WHEN I was at Uni, during a particularly soul destroying moment in a particularly soul destroying lecture, I looked up in my moment of dread and saw the sole of a class mate’s shoe. It took a while to figure out what the lettering said. But eventually I figured it out. Her sole said, “ENJOY LIFE”. It’s a phrase that left an indelible stain on my brain, such was the darkness of the hour at hand.
You cherish the things you enjoy in your life. Writing about football, for example. I love it. It keeps me sane. I work away from home and through the week, there’s not that much else to do, especially when your work takes you to a rural backwater. I don’t have dogs to walk. I play six-a-side on a Wednesday (it’s like a drug), but other than that, I watch football.
Football on pub tellies. Football on shonky Internet streams, via creaky wireless connections. Very occasionally, actual football in actual football grounds. I watch football. And if I have the inclination, I write about it. And for some time now, I’ve been aware that the happy by-product of that writing has been my on-going sanity.
But there’s a problem. I’ve come to realise that my writing about football tends to be drawn from a well-spring of grief and fear. Grief at fellow fans and unreasonable expectations. Fear of what impatience with managers might lead to. Grief at leveraged buyouts. Fear of draws at home to Wigan. Grief at the standard of punditry, and the acceptance of nonsense as representative of footballing wisdom. That kind of thing.
The first article I can remember writing? A rage at someone referring to Rafa Benitez as an autocrat. It felt good. So I kept doing it. And as I wrote, I discovered that many others, like me, wanted to talk about aspects of the game that just weren’t being covered. I discovered that they, like me, wanted to learn more about the game. The minute detail. And as time passed, we all encouraged each other, and supported each other through our state of fear and grief, hoping for a time when it wouldn’t feel that way any more.

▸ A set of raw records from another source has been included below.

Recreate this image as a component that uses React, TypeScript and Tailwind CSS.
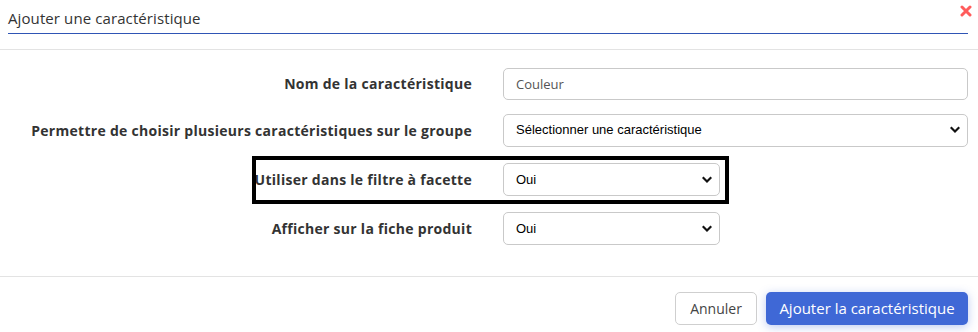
const Chevron = () => (
  <svg className="pointer-events-none absolute right-[8px] top-1/2 -translate-y-1/2 w-[10px] h-[8px]" viewBox="0 0 10 8" fill="none">
    <path d="M1.5 2 L5 5.5 L8.5 2" stroke="#111" strokeWidth={2.2} strokeLinecap="square" />
  </svg>
);

const Select = ({ value, wide }: { value: string; wide?: boolean }) => (
  <div className={`relative h-[33px] ${wide ? "w-[465px]" : "w-[217px]"}`}>
    <select
      defaultValue={value}
      className="appearance-none w-full h-full rounded-[5px] border border-[#c9c9c9] bg-white pl-[12px] pr-6 text-[13px] text-black outline-none"
      style={{ fontFamily: '"Liberation Sans", Arial, sans-serif' }}
    >
      <option>{value}</option>
    </select>
    <Chevron />
  </div>
);

const Label = ({ children }: { children: string }) => (
  <div className="w-[472px] shrink-0 text-right text-[14px] font-bold tracking-[0.28px] text-[#333]">{children}</div>
);

export default function App() {
  return (
    <div className="w-[978px] h-[332px] bg-white overflow-hidden" style={{ fontFamily: '"Open Sans", sans-serif' }}>
      {/* Header */}
      <div className="relative h-[50px] px-[8px] border-b border-[#e3e3e3]">
        <div className="h-[34px] pt-[7px] w-[960px] border-b border-[#2f55b5] text-[15px] tracking-[0.1px] text-[#333]">
          Ajouter une caractéristique
        </div>
        <svg className="absolute right-[6px] top-[5px] w-[12px] h-[12px]" viewBox="0 0 12 12">
          <path d="M2 2 L10 10 M10 2 L2 10" stroke="#ff5c5c" strokeWidth={3} strokeLinecap="round" />
        </svg>
      </div>

      {/* Body */}
      <div className="pt-[17px] pb-[31px] border-b border-[#e3e3e3]">
        <div className="flex items-center gap-[31px] h-[33px]">
          <Label>Nom de la caractéristique</Label>
          <input
            defaultValue="Couleur"
            className="w-[465px] h-[32px] rounded-[5px] border border-[#c9c9c9] px-[12px] text-[13px] text-[#555] outline-none"
          />
        </div>
        <div className="flex items-center gap-[31px] h-[34px] mt-[13px]">
          <Label>Permettre de choisir plusieurs caractéristiques sur le groupe</Label>
          <Select value="Sélectionner une caractéristique" wide />
        </div>
        <div className="relative flex items-center gap-[31px] h-[33px] mt-[16px]">
          <Label>Utiliser dans le filtre à facette</Label>
          <Select value="Oui" />
          <div className="absolute left-[252px] top-[-7px] w-[477px] h-[48px] border-[4px] border-black pointer-events-none" />
        </div>
        <div className="flex items-center gap-[31px] h-[33px] mt-[16px]">
          <Label>Afficher sur la fiche produit</Label>
          <Select value="Oui" />
        </div>
      </div>

      {/* Footer */}
      <div className="flex justify-end gap-[9px] pt-[15px] pr-[10px]">
        <button className="h-[33px] w-[82px] rounded-[5px] border border-[#cfcfcf] bg-white text-[14px] text-[#444]">
          Annuler
        </button>
        <button className="h-[33px] w-[202px] rounded-[5px] bg-[#3f68d6] text-[15px] text-white shadow-[0_2px_10px_rgba(63,104,214,0.35)]">
          Ajouter la caractéristique
        </button>
      </div>
    </div>
  );
}
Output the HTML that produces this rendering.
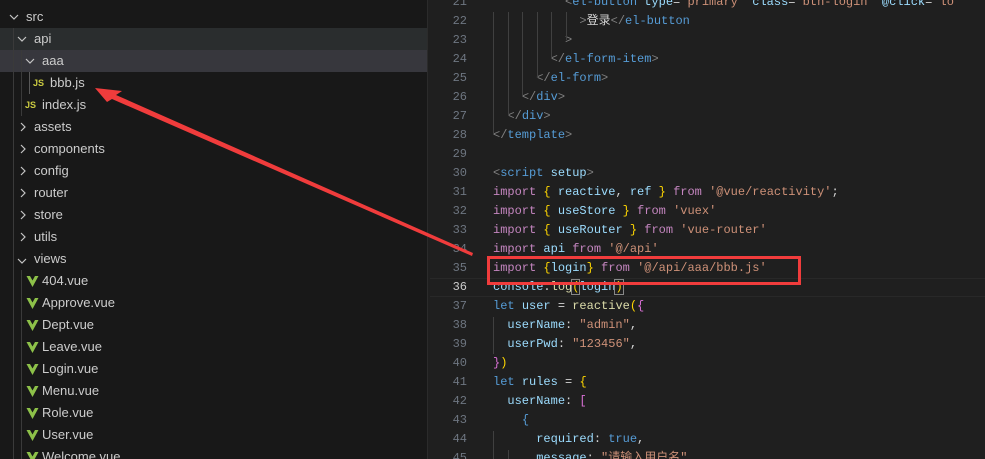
<!DOCTYPE html>
<html><head><meta charset="utf-8"><style>
*{margin:0;padding:0;box-sizing:border-box}
html,body{width:985px;height:459px;overflow:hidden}
body{background:#1f1f1f;position:relative;font-family:"Liberation Sans","Noto Sans CJK SC",sans-serif}
#side{position:absolute;left:0;top:0;width:428px;height:459px;background:#181818;border-right:1px solid #2b2b2b;overflow:hidden}
.r{position:absolute;left:0;width:427px;height:22px;line-height:22px;font-size:13px;color:#cccccc;white-space:nowrap}
.js{position:absolute;top:0;font-size:9px;font-weight:bold;color:#cbcb41}
.guide{position:absolute;width:1px;background:#3a3a3a}
#code{position:absolute;left:430px;top:-7px;width:555px;font-family:"Liberation Mono","Noto Sans CJK SC",monospace;font-size:12px}
.l{height:19px;line-height:19px;white-space:pre;position:relative;color:#d4d4d4}
.n{position:absolute;left:0;width:37px;text-align:right;color:#6e7681}
.t{position:absolute;left:63px}
.k{color:#c586c0}.b{color:#569cd6}.v{color:#9cdcfe}.s{color:#ce9178}.f{color:#dcdcaa}.y{color:#ffd700}.g{color:#808080}.p{color:#da70d6}
</style></head><body>
<div id="side">
<div class="r" style="top:6px"><span style="position:absolute;left:26px">src</span></div>
<div class="r" style="top:28px;background:#2a2d2e"><span style="position:absolute;left:34px">api</span></div>
<div class="r" style="top:50px;background:#37373d"><span style="position:absolute;left:42px">aaa</span></div>
<div class="r" style="top:72px"><span class="js" style="left:33px">JS</span><span style="position:absolute;left:50px">bbb.js</span></div>
<div class="r" style="top:94px"><span class="js" style="left:25px">JS</span><span style="position:absolute;left:42px">index.js</span></div>
<div class="r" style="top:116px"><span style="position:absolute;left:34px">assets</span></div>
<div class="r" style="top:138px"><span style="position:absolute;left:34px">components</span></div>
<div class="r" style="top:160px"><span style="position:absolute;left:34px">config</span></div>
<div class="r" style="top:182px"><span style="position:absolute;left:34px">router</span></div>
<div class="r" style="top:204px"><span style="position:absolute;left:34px">store</span></div>
<div class="r" style="top:226px"><span style="position:absolute;left:34px">utils</span></div>
<div class="r" style="top:248px"><span style="position:absolute;left:34px">views</span></div>
<div class="r" style="top:270px;left:42px">404.vue</div>
<div class="r" style="top:292px;left:42px">Approve.vue</div>
<div class="r" style="top:314px;left:42px">Dept.vue</div>
<div class="r" style="top:336px;left:42px">Leave.vue</div>
<div class="r" style="top:358px;left:42px">Login.vue</div>
<div class="r" style="top:380px;left:42px">Menu.vue</div>
<div class="r" style="top:402px;left:42px">Role.vue</div>
<div class="r" style="top:424px;left:42px">User.vue</div>
<div class="r" style="top:446px;left:42px">Welcome.vue</div>
<div class="guide" style="left:13px;top:28px;height:431px"></div>
<div class="guide" style="left:21px;top:50px;height:66px"></div>
<div class="guide" style="left:29px;top:72px;height:22px;background:#585858"></div>
<div class="guide" style="left:21px;top:270px;height:189px"></div>
<svg style="position:absolute;left:0;top:0" width="428" height="459">
<g fill="none" stroke="#c5c5c5" stroke-width="1.2">
<path d="M10 15l4 4 4-4"/><path d="M18 37l4 4 4-4"/><path d="M26 59l4 4 4-4"/><path d="M18 259l4 4 4-4"/>
<path d="M21 123l4 4-4 4"/><path d="M21 145l4 4-4 4"/><path d="M21 167l4 4-4 4"/><path d="M21 189l4 4-4 4"/><path d="M21 211l4 4-4 4"/><path d="M21 233l4 4-4 4"/>
</g>
<g fill="#8dc149">
<path id="v" d="M26.5 276h3.5l2.5 4.5 2.5-4.5h3.5l-6 11z"/>
<use href="#v" y="22"/><use href="#v" y="44"/><use href="#v" y="66"/><use href="#v" y="88"/><use href="#v" y="110"/><use href="#v" y="132"/><use href="#v" y="154"/><use href="#v" y="176"/>
</g>
</svg>
</div>
<div style="position:absolute;left:430px;top:278px;width:555px;height:19px;border-top:1px solid #282828;border-bottom:1px solid #282828"></div>
<div id="code">
<div class="l"><span class="n">21</span><span class="t">          <span class="g">&lt;</span><span class="b">el-button</span> <span class="v">type</span>=<span class="s">"primary"</span> <span class="v">class</span>=<span class="s">"btn-login"</span> <span class="v">@click</span>=<span class="s">"lo</span></span></div>
<div class="l"><span class="n">22</span><span class="t">            <span class="g">&gt;</span>登录<span class="g">&lt;/</span><span class="b">el-button</span></span></div>
<div class="l"><span class="n">23</span><span class="t">          <span class="g">&gt;</span></span></div>
<div class="l"><span class="n">24</span><span class="t">        <span class="g">&lt;/</span><span class="b">el-form-item</span><span class="g">&gt;</span></span></div>
<div class="l"><span class="n">25</span><span class="t">      <span class="g">&lt;/</span><span class="b">el-form</span><span class="g">&gt;</span></span></div>
<div class="l"><span class="n">26</span><span class="t">    <span class="g">&lt;/</span><span class="b">div</span><span class="g">&gt;</span></span></div>
<div class="l"><span class="n">27</span><span class="t">  <span class="g">&lt;/</span><span class="b">div</span><span class="g">&gt;</span></span></div>
<div class="l"><span class="n">28</span><span class="t"><span class="g">&lt;/</span><span class="b">template</span><span class="g">&gt;</span></span></div>
<div class="l"><span class="n">29</span></div>
<div class="l"><span class="n">30</span><span class="t"><span class="g">&lt;</span><span class="b">script</span> <span class="v">setup</span><span class="g">&gt;</span></span></div>
<div class="l"><span class="n">31</span><span class="t"><span class="k">import</span> <span class="y">{</span> <span class="v">reactive</span>, <span class="v">ref</span> <span class="y">}</span> <span class="k">from</span> <span class="s">'@vue/reactivity'</span>;</span></div>
<div class="l"><span class="n">32</span><span class="t"><span class="k">import</span> <span class="y">{</span> <span class="v">useStore</span> <span class="y">}</span> <span class="k">from</span> <span class="s">'vuex'</span></span></div>
<div class="l"><span class="n">33</span><span class="t"><span class="k">import</span> <span class="y">{</span> <span class="v">useRouter</span> <span class="y">}</span> <span class="k">from</span> <span class="s">'vue-router'</span></span></div>
<div class="l"><span class="n">34</span><span class="t"><span class="k">import</span> <span class="v">api</span> <span class="k">from</span> <span class="s">'@/api'</span></span></div>
<div class="l"><span class="n">35</span><span class="t"><span class="k">import</span> <span class="y">{</span><span class="v">login</span><span class="y">}</span> <span class="k">from</span> <span class="s">'@/api/aaa/bbb.js'</span></span></div>
<div class="l"><span class="n" style="color:#ccc">36</span><span class="t"><span class="v">console</span>.<span class="f">log</span><span class="y" style="outline:1px solid #888">(</span><span class="v">login</span><span class="y" style="outline:1px solid #888">)</span></span></div>
<div class="l"><span class="n">37</span><span class="t"><span class="b">let</span> <span class="v">user</span> = <span class="f">reactive</span><span class="y">(</span><span class="p">{</span></span></div>
<div class="l"><span class="n">38</span><span class="t">  <span class="v">userName</span>: <span class="s">"admin"</span>,</span></div>
<div class="l"><span class="n">39</span><span class="t">  <span class="v">userPwd</span>: <span class="s">"123456"</span>,</span></div>
<div class="l"><span class="n">40</span><span class="t"><span class="p">}</span><span class="y">)</span></span></div>
<div class="l"><span class="n">41</span><span class="t"><span class="b">let</span> <span class="v">rules</span> = <span class="y">{</span></span></div>
<div class="l"><span class="n">42</span><span class="t">  <span class="v">userName</span>: <span class="p">[</span></span></div>
<div class="l"><span class="n">43</span><span class="t">    <span class="b">{</span></span></div>
<div class="l"><span class="n">44</span><span class="t">      <span class="v">required</span>: <span class="b">true</span>,</span></div>
<div class="l"><span class="n">45</span><span class="t">      <span class="v">message</span>: <span class="s">"请输入用户名"</span></span></div>
</div>
<svg style="position:absolute;left:0;top:0" width="985" height="459">
<g stroke="#404040" stroke-width="1">
<line x1="493.5" y1="12" x2="493.5" y2="135"/><line x1="508.5" y1="12" x2="508.5" y2="116"/><line x1="522.5" y1="12" x2="522.5" y2="97"/><line x1="537.5" y1="12" x2="537.5" y2="78"/><line x1="551.5" y1="12" x2="551.5" y2="59"/><line x1="566.5" y1="12" x2="566.5" y2="40"/>
<line x1="493.5" y1="317" x2="493.5" y2="354"/><line x1="493.5" y1="431" x2="493.5" y2="459"/><line x1="508.5" y1="450" x2="508.5" y2="459"/>
</g>
<rect x="488.5" y="257.5" width="311" height="26" fill="none" stroke="#f03c3c" stroke-width="3"/>
<polygon points="95,88 122,91 116,95 473,253 472,256 112,99 107,102" fill="#f03c3c"/>
</svg>
</body></html>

But that old notion, “Be careful what you wish for”. It was always lurking. Wishing for the sense of a well-managed football team, playing winning, entertaining football. Wishing for a fan base that’s broadly content. Wishing that impatience and lunacy might seem the exception, rather than the norm.
Those were the things I used to wish for, whether consciously or not. And with 2013 drawing to its close, I’m confronted with a strange realisation. Those things are starting to settle into place, aren’t they?
These aren’t fertile conditions for the seeds of fear and grief. And so I never write. And so my sanity is surely suffering. On some level. Surely.
It’s led to an almost imperceptible case of writer’s block. A gentle kind of cruelty. This season, I tend to watch the game, then smile, then go and do something else. Maybe even play with my kids. I don’t know what’s wrong with me. There are plenty of learned scribes around to analyse why things are going relatively well. The standard of football debate is inexorably rising. Jonathan Wilson on The Anfield Wrap, and Rory Smith on Five Live.
So here’s my new year’s resolution, a month or so early. I’m going to write about the joy of the game for the remainder of the year. I’m going to enjoy life. I’m going to make myself do it, because without my writing, I’m certain I’m subjecting myself to some kind of existential lobotomy.
To joy! To writing! But mostly, to wishes coming true.
haha GOOD ON YOU!
“I’m going to write about the joy of the game for the remainder of the year. I’m going to enjoy life.” – are you sure you’re a Liverpool fan?? ;-)
“These aren’t fertile conditions for the seeds of fear and grief.” Well, apparently too soon, Roy.